Первоначально понятие соборности развивалось в контексте понятия о церкви как органическом целом. Однако очень скоро оно приобретает значение метафизического принципа. И оказывается, что эта идея обладает немаловажным методологическим и эвристическим потенциалом, она имеет значение и для понимания современного общества и его институтов. Как и идея соборности, сама соборность модифицируется и совершенствуется. Можно выделить религиозный и светский виды существования соборности.
Религиозная (православная) соборность трактуется исключительно в категориях Вселенской Церкви, изложение носит идеально-возвышенный и абсолютный характер. Церковь – это реально-мистический соборный организм. А. С. Хомяков отмечает: «Церковь называется единою, святою, соборною (католическою и вселенского) апостольскою, потому что она едина и свята, потому что она принадлежит всему миру, а не какой-нибудь местности, потому что ею святятся все человечество и вся земля, а не один какой-нибудь народ или одна страна, потому что сущность ее состоит в согласии и в единстве духа и жизни всех ее членов, по всей земле признающих ее, потому, наконец, что в Писании и учении апостольском содержится вся полнота ее веры, ее упований и ее любви»[85].
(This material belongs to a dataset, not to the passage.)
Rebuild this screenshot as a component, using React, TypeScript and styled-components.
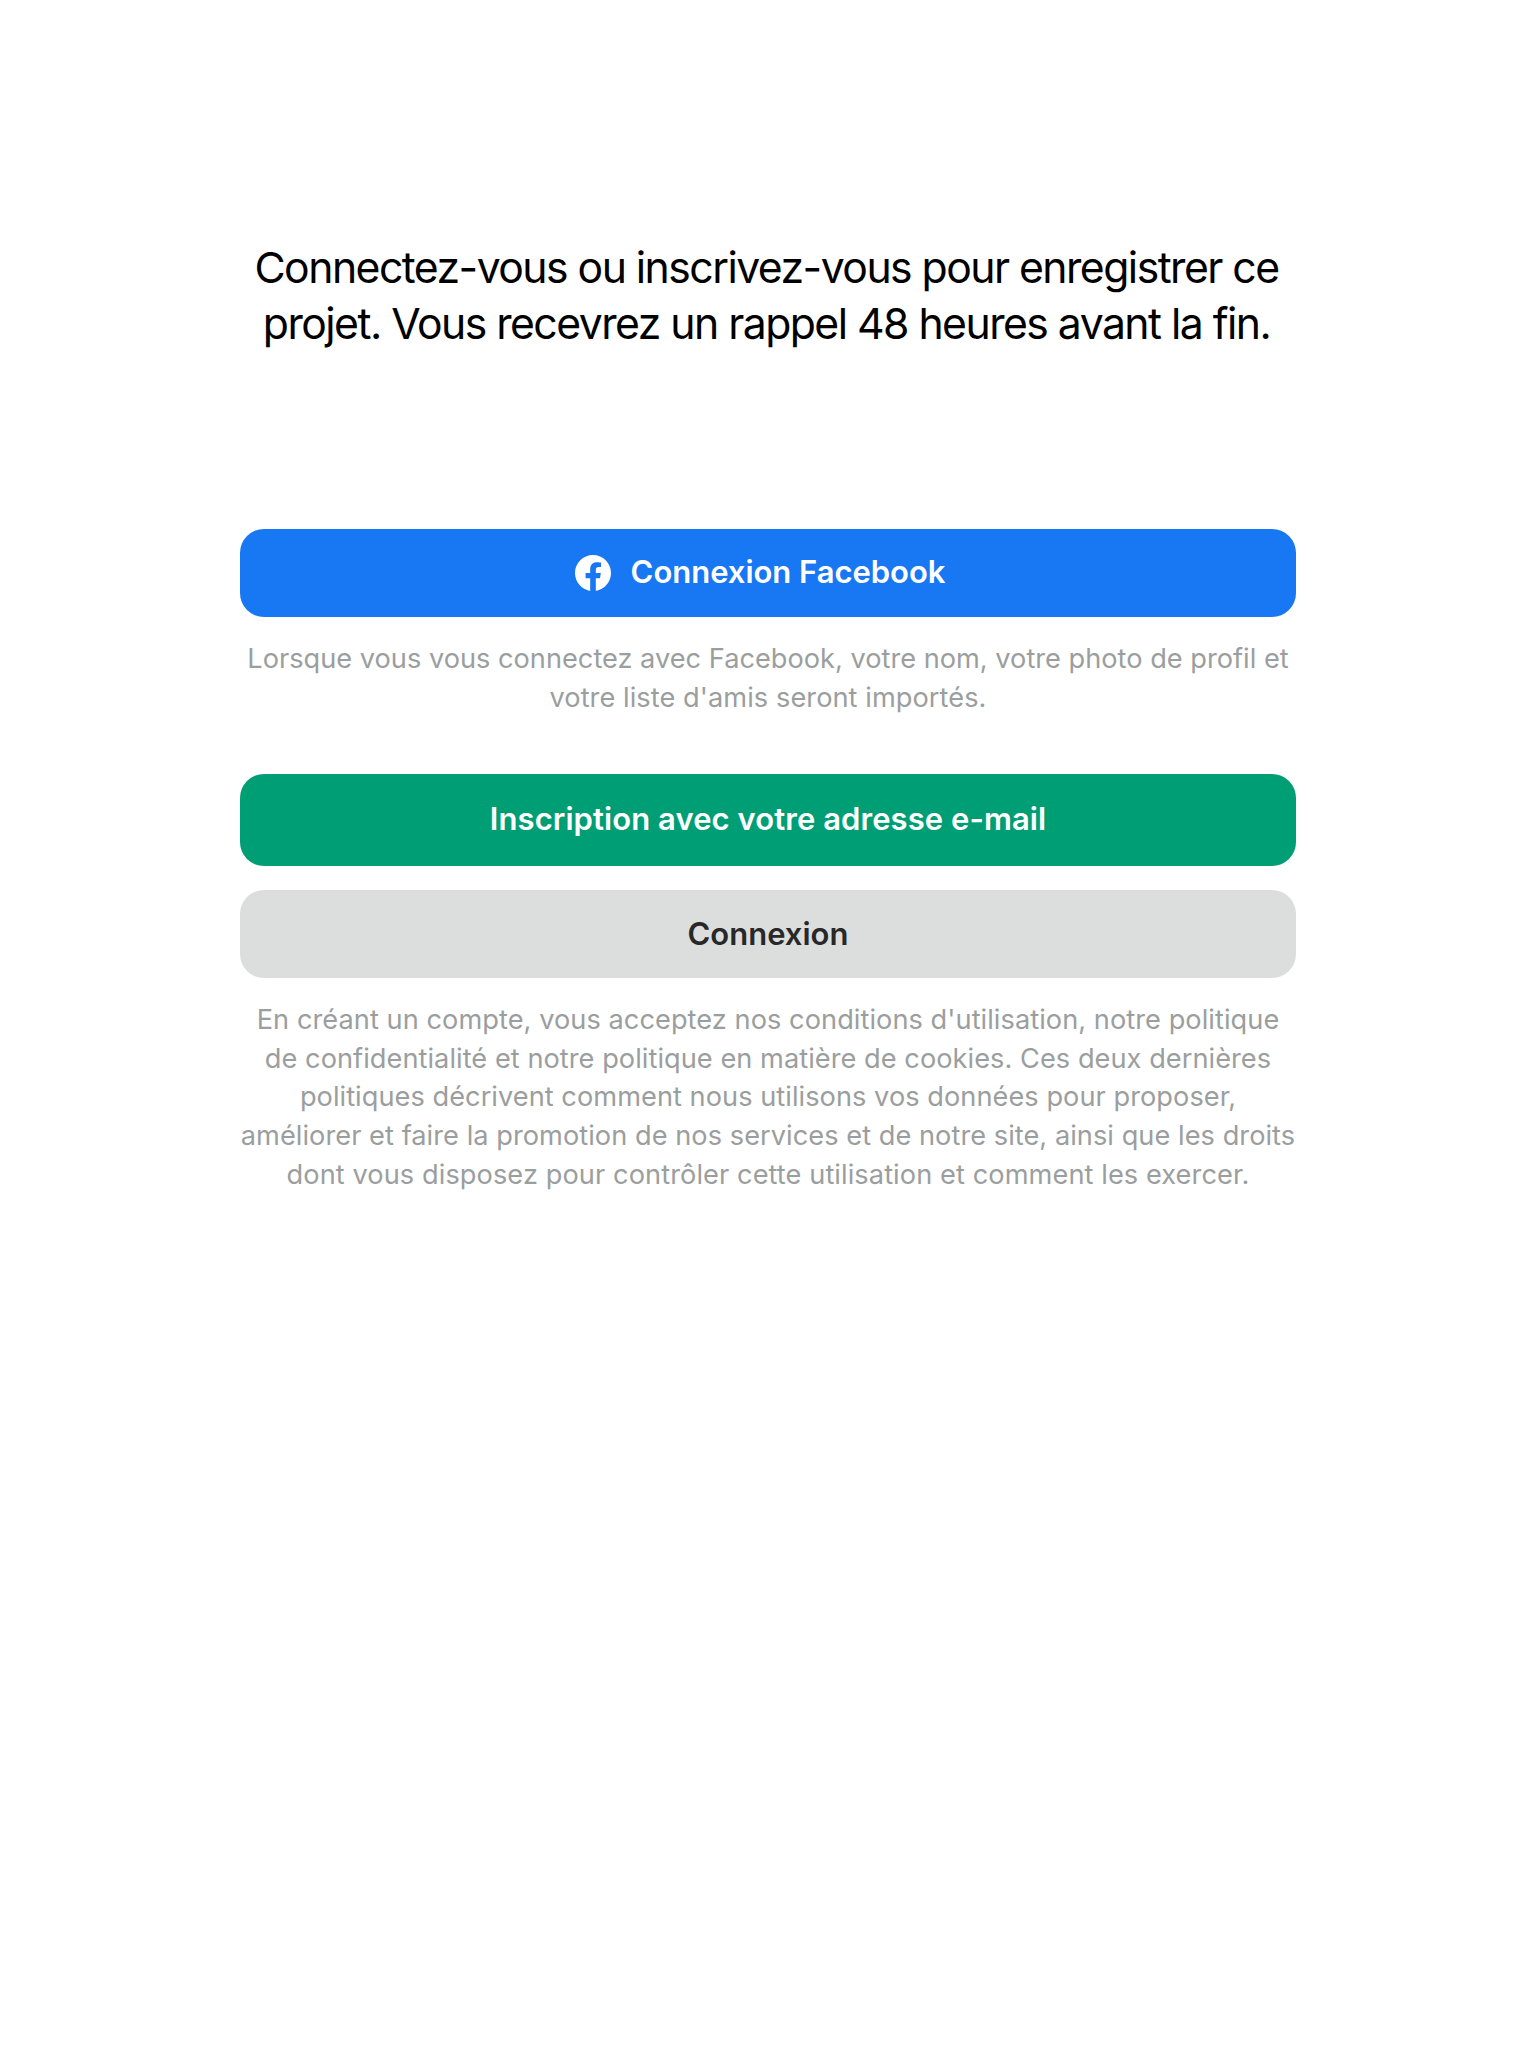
import React from 'react';
import styled, { createGlobalStyle } from 'styled-components';

const GlobalStyle = createGlobalStyle`
  body { margin: 0; background: #fff; }
  * { box-sizing: border-box; }
`;

const Screen = styled.main`
  display: flex;
  flex-direction: column;
  align-items: center;
  min-height: 2048px;
  padding-top: 240px;
  font-family: Inter, "Liberation Sans", sans-serif;
  text-align: center;
`;

const Line = styled.span<{ $spacing?: number }>`
  display: block;
  white-space: nowrap;
  letter-spacing: ${(p) => p.$spacing ?? 0}px;
`;

const Column = styled.div`
  display: flex;
  flex-direction: column;
  width: 1056px;
`;

const Title = styled.h1`
  margin: 0 0 177px;
  padding-right: 3px;
  font-size: 42.7px;
  line-height: 56px;
  font-weight: 400;
  color: #000;
`;

const Note = styled.p<{ $bottom?: number }>`
  margin: 23px 0 ${(p) => p.$bottom ?? 0}px;
  font-size: 27.2px;
  line-height: 38.7px;
  color: #9b9e9e;
`;

const Button = styled.button<{ $bg: string; $fg: string; $height: number }>`
  display: flex;
  align-items: center;
  justify-content: center;
  height: ${(p) => p.$height}px;
  padding: 0;
  border: 0;
  border-radius: 24px;
  background: ${(p) => p.$bg};
  color: ${(p) => p.$fg};
  font: 600 31px Inter, "Liberation Sans", sans-serif;
`;

const FacebookButton = styled(Button)`
  gap: 20px;
  padding-right: 16px;
`;

const Label = styled(Line)<{ $lift?: number }>`
  padding-bottom: ${(p) => (p.$lift ?? 0) * 2}px;
`;

const Actions = styled.div`
  display: flex;
  flex-direction: column;
  gap: 24px;
`;

const FacebookLogo = () => (
  <svg width="36" height="36" viewBox="0 0 24 24" fill="#fff" aria-hidden="true">
    <path d="M24 12.073c0-6.627-5.373-12-12-12s-12 5.373-12 12c0 5.99 4.388 10.954 10.125 11.854v-8.385H7.078v-3.47h3.047V9.43c0-3.007 1.792-4.669 4.533-4.669 1.312 0 2.686.235 2.686.235v2.953H15.83c-1.491 0-1.956.925-1.956 1.874v2.25h3.328l-.532 3.47h-2.796v8.385C19.612 23.027 24 18.062 24 12.073z" />
  </svg>
);

export default function App() {
  return (
    <Screen>
      <GlobalStyle />
      <Column>
        <Title>
          <Line $spacing={-1.53}>Connectez-vous ou inscrivez-vous pour enregistrer ce</Line>
          <Line $spacing={-1.53}>projet. Vous recevrez un rappel 48 heures avant la fin.</Line>
        </Title>
        <FacebookButton $bg="#1877f2" $fg="#fff" $height={88}>
          <FacebookLogo />
          <Label $lift={1.5} $spacing={-0.03}>Connexion Facebook</Label>
        </FacebookButton>
        <Note $bottom={56.6}>
          <Line>Lorsque vous vous connectez avec Facebook, votre nom, votre photo de profil et</Line>
          <Line $spacing={0.06}>votre liste d'amis seront importés.</Line>
        </Note>
        <Actions>
          <Button $bg="#009e74" $fg="#fff" $height={92}>
            <Label $spacing={0.07} $lift={1.5}>Inscription avec votre adresse e-mail</Label>
          </Button>
          <Button $bg="#dcdedd" $fg="#282828" $height={88}>
            <Label $lift={1}>Connexion</Label>
          </Button>
        </Actions>
        <Note>
          <Line $spacing={0.05}>En créant un compte, vous acceptez nos conditions d'utilisation, notre politique</Line>
          <Line $spacing={0.04}>de confidentialité et notre politique en matière de cookies. Ces deux dernières</Line>
          <Line $spacing={0.04}>politiques décrivent comment nous utilisons vos données pour proposer,</Line>
          <Line $spacing={0.04}>améliorer et faire la promotion de nos services et de notre site, ainsi que les droits</Line>
          <Line $spacing={0.08}>dont vous disposez pour contrôler cette utilisation et comment les exercer.</Line>
        </Note>
      </Column>
    </Screen>
  );
}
Православная соборность – это жизнь церкви как единого организма, основанного на принципах христианской любви, части которого выполняют определенные функции, и в рамках этого целого они наделены в равной степени свободой и ответственностью. В соборности фиксируется целостность, коллективное начало «Мы», а не «Я». Русская религиозная философия после А. С. Хомякова в принципе соборности стремилась определить статус личности в ее отношении к целому – государству, обществу, бытию. Соборность эволюционировала от церковного устройства и социальных институтов до общего, описывающего бытие, метафизического принципа, который воплощает в себе гармонию свободы и необходимости, отсутствие жестко иерархизированного строения, своеобразное синергетическое бытие, предполагает сочетание свободы и единства многих людей на основе их отношения к абсолютным ценностям.